State current_state = STATE_LOCKED;

void handle_event(Event event) {
    switch (current_state) {
        case STATE_LOCKED:
            if (event == EVENT_ENTER_CODE) {
                current_state = STATE_UNLOCKED;
            }
            break;
        case STATE_UNLOCKED:
            if (event == EVENT_TIMEOUT) {
                current_state = STATE_LOCKED;
            }
            break;
    }
}

Sample Program

This program starts in IDLE state.

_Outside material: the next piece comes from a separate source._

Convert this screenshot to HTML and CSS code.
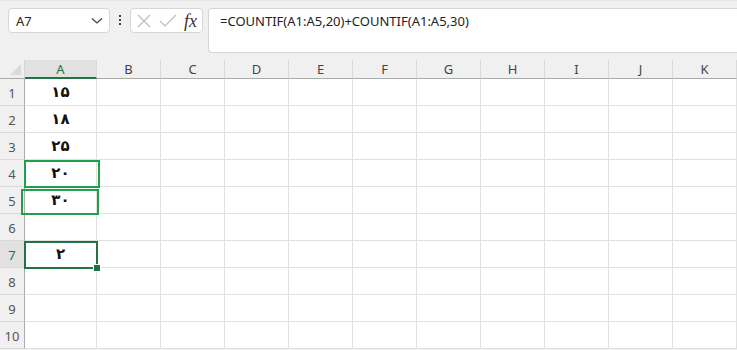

When it receives a START event, it moves to WORKING. Then a FAIL event moves it to ERROR. Finally, a STOP event returns it to IDLE. Each transition prints what happened.

Embedded C

#include <stdio.h>

typedef enum {
    STATE_IDLE,
    STATE_WORKING,
    STATE_ERROR
} State;

typedef enum {
    EVENT_START,
    EVENT_STOP,
    EVENT_FAIL
} Event;

State current_state = STATE_IDLE;

void handle_event(Event event) {
    switch (current_state) {
        case STATE_IDLE:
            if (event == EVENT_START) {
                current_state = STATE_WORKING;
                printf("Transition: IDLE -> WORKING\n");
            }
            break;
        case STATE_WORKING:
            if (event == EVENT_STOP) {
                current_state = STATE_IDLE;
                printf("Transition: WORKING -> IDLE\n");
            } else if (event == EVENT_FAIL) {
                current_state = STATE_ERROR;
                printf("Transition: WORKING -> ERROR\n");
            }
            break;
        case STATE_ERROR:
            if (event == EVENT_STOP) {
                current_state = STATE_IDLE;
                printf("Transition: ERROR -> IDLE\n");
            }
            break;
    }
}

int main() {
    printf("Initial state: IDLE\n");
    handle_event(EVENT_START); // Start working
    handle_event(EVENT_FAIL);  // Fail occurs
    handle_event(EVENT_STOP);  // Stop and go to idle
    return 0;
}

OutputSuccess

Important Notes

Always define clear states and events to avoid confusion.

Keep the event handler simple and focused on changing states.

Print statements help debug state changes during development.

Summary

An event-driven state machine changes behavior based on events and current state.

Use enums to name states and events clearly.

Handle events with a switch or if-else to update the current state.